Из-за занавески донеслись тихие всхлипывания. «Кто там?» — спросил я, отводя ее. Это был Яньлан. Глаза у него опухли от слез. Увидев меня, он перестал плакать и, бросившись на колени, стал просить прощения.
— Почему ты плачешь? Кто обидел тебя?
— Ваш раб не хотел обеспокоить вас, государь, но боль просто невыносимая.
— А что у тебя болит? Я сейчас вызову тебе придворного врачевателя.
— Ваш раб не смеет. Наверное, все скоро пройдет. Ваш раб не хочет беспокоить придворного врачевателя.
— Так ты скажешь мне, наконец, что у тебя болит? — Кроме печали на лице Яньлана притаилось еще какое-то странное выражение, и я решил выяснить всю подноготную, чтобы, как говорится, «отхлынула вода и обнажила камни». — Выкладывай по правде, — грозно произнес я с суровым лицом. — Если осмелишься обмануть меня или будешь молчать, велю позвать палача. Испробуешь плетей, сразу все расскажешь.
— Вот тут болит. — Указав рукой на свой зад, Яньлан снова заплакал.
Сначала я никак не мог взять в толк, что он имеет в виду, но потом из всех его недоговоренностей и путаного изложения все, наконец, прояснилось. До меня и раньше доходили смутные слухи о том, что принца Дуаньу и какого-то актера из города связывают отношения, наиболее меткое определение которым дал академик Цзоу Чжитун: «порочное поветрие „обрезанных рукавов"». Но кто бы мог подумать, что Дуаньу осмелится запустить свою руку в «обрезанном рукаве» во дворец, да еще коснуться ею Яньлана, моего фаворита. Я посчитал, что это еще одна демонстрация силы со стороны моего братца Дуаньу. Рассвирепев, я тут же велел вызвать Дуаньу в Зал Чистоты и Совершенства, чтобы призвать его к ответу.
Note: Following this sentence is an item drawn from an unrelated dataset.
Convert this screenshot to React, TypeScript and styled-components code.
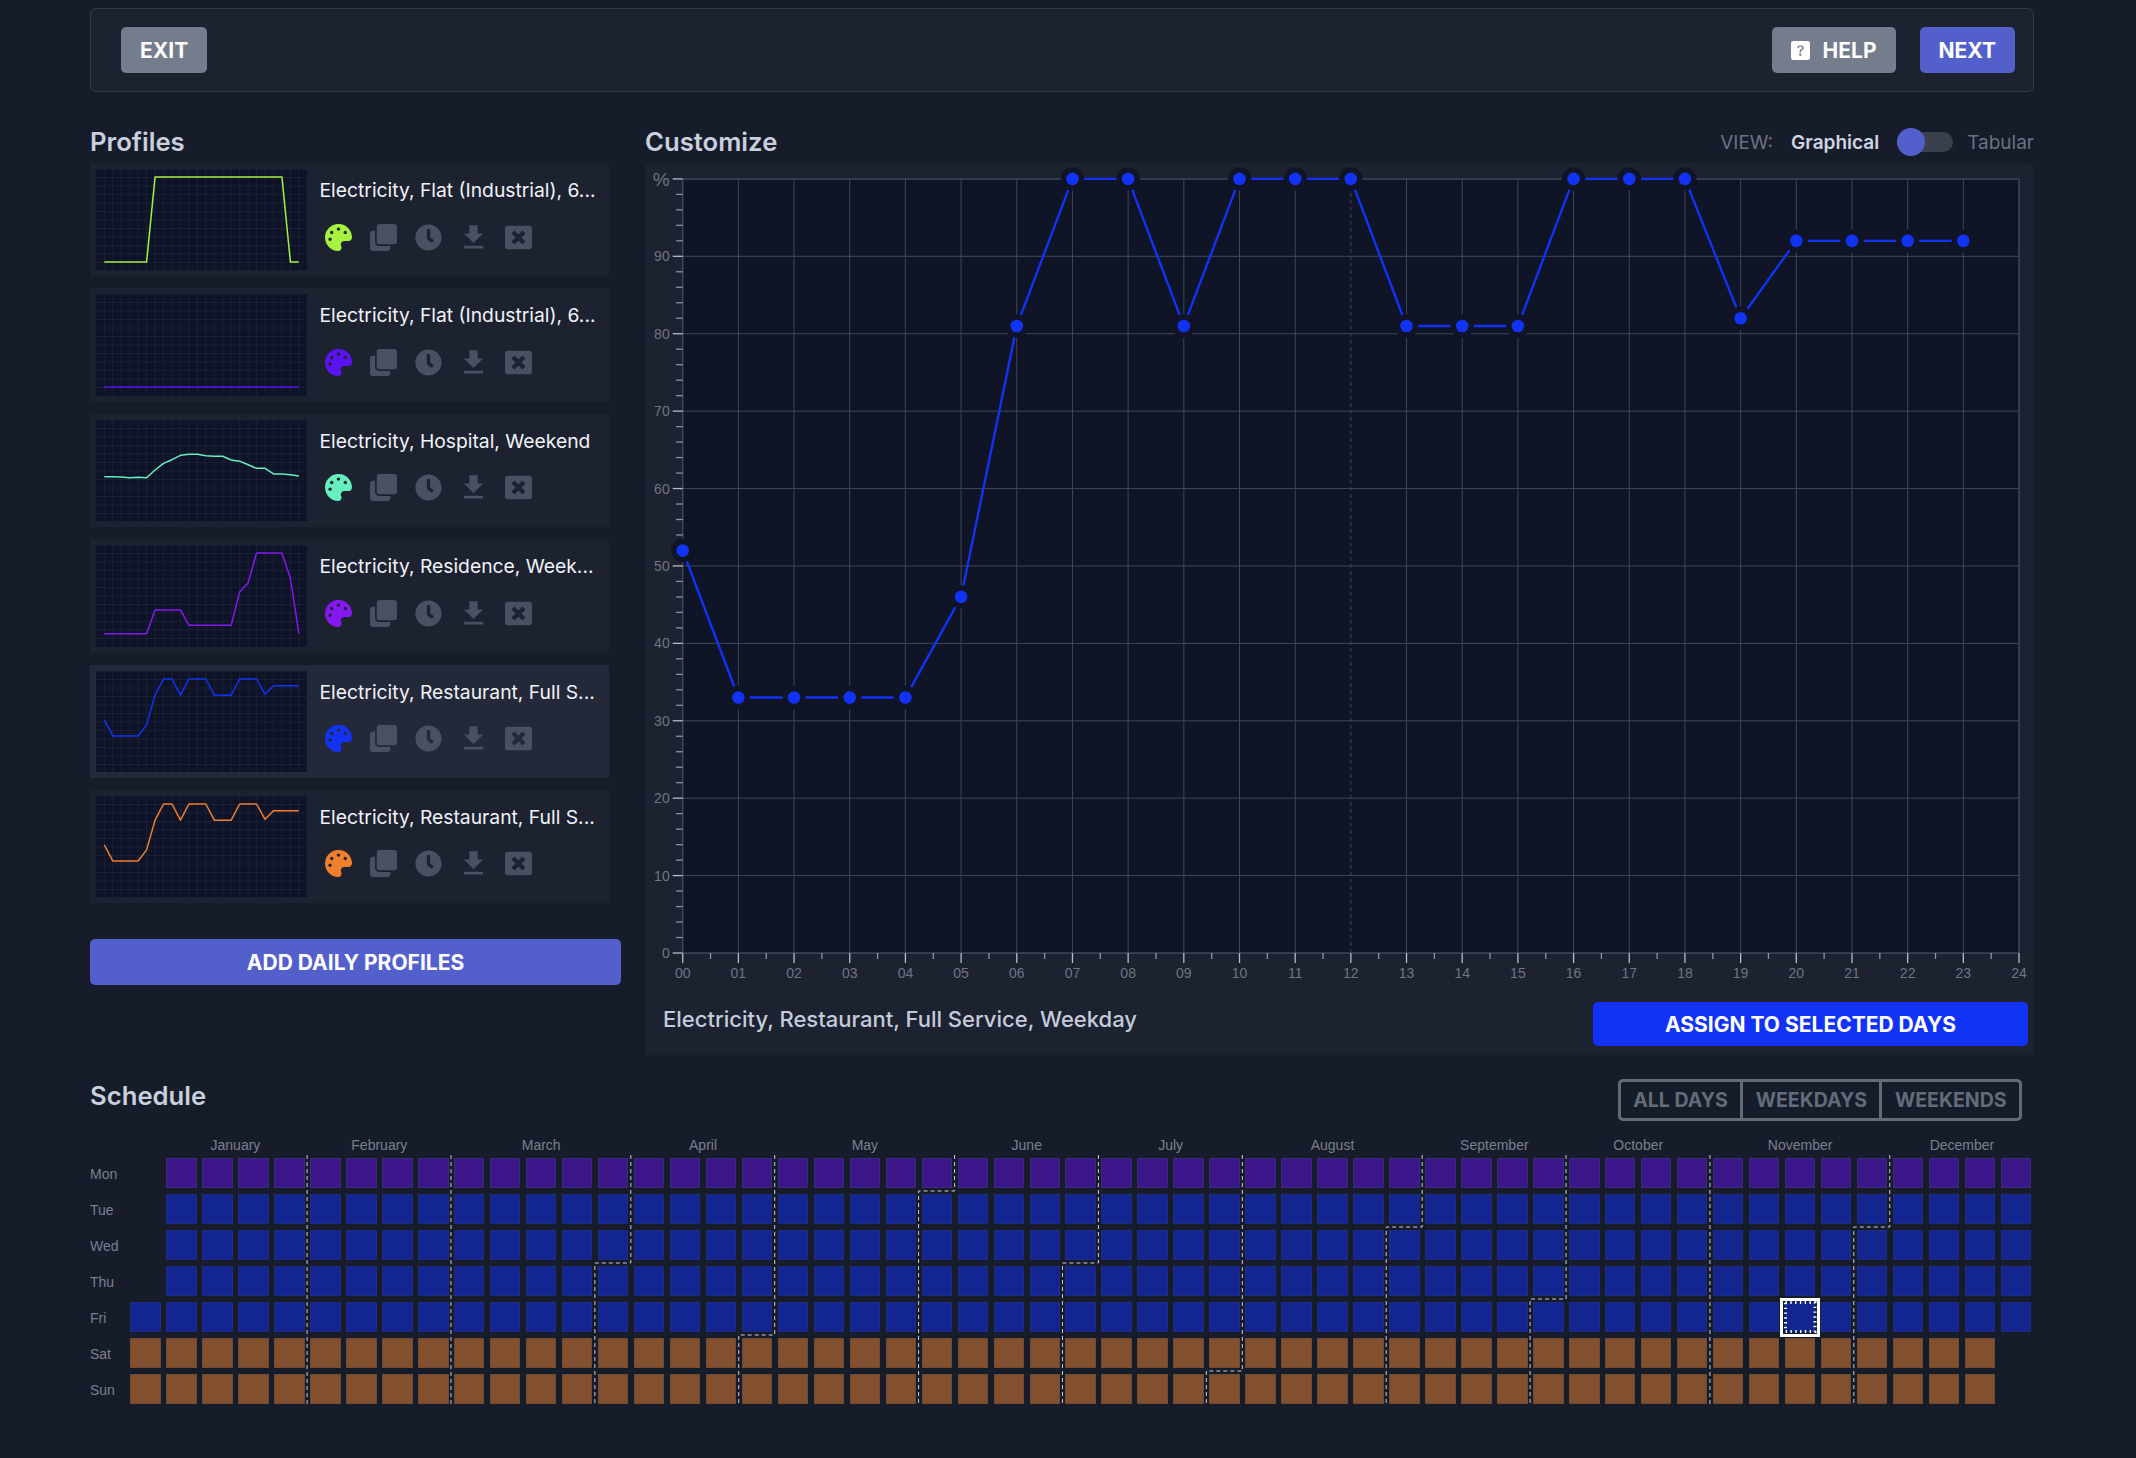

Личико Яньлана покрылось бледностью, он упал на пол и стал умолять меня не предавать случившееся огласке. «Если у вашего раба поболит немного, так это ерунда, — лепетал он. — Но если об этом узнают все, мне конец». Стоя у моих ног на коленях, Яньлан отвешивал поклоны, и его голова стукалась об пол с такой же скоростью, с какой толкут чеснок. Я смотрел, как он по-рабски пресмыкается, и мне вдруг стало до того противно, что я дал ему пинка под зад. «Убирайся с глаз долой, — велел я. — Это вовсе не для того, чтобы оправдать тебя. Дуаньу последнее время стал слишком заноситься и задирать нос, и я давно уже хотел наказать его».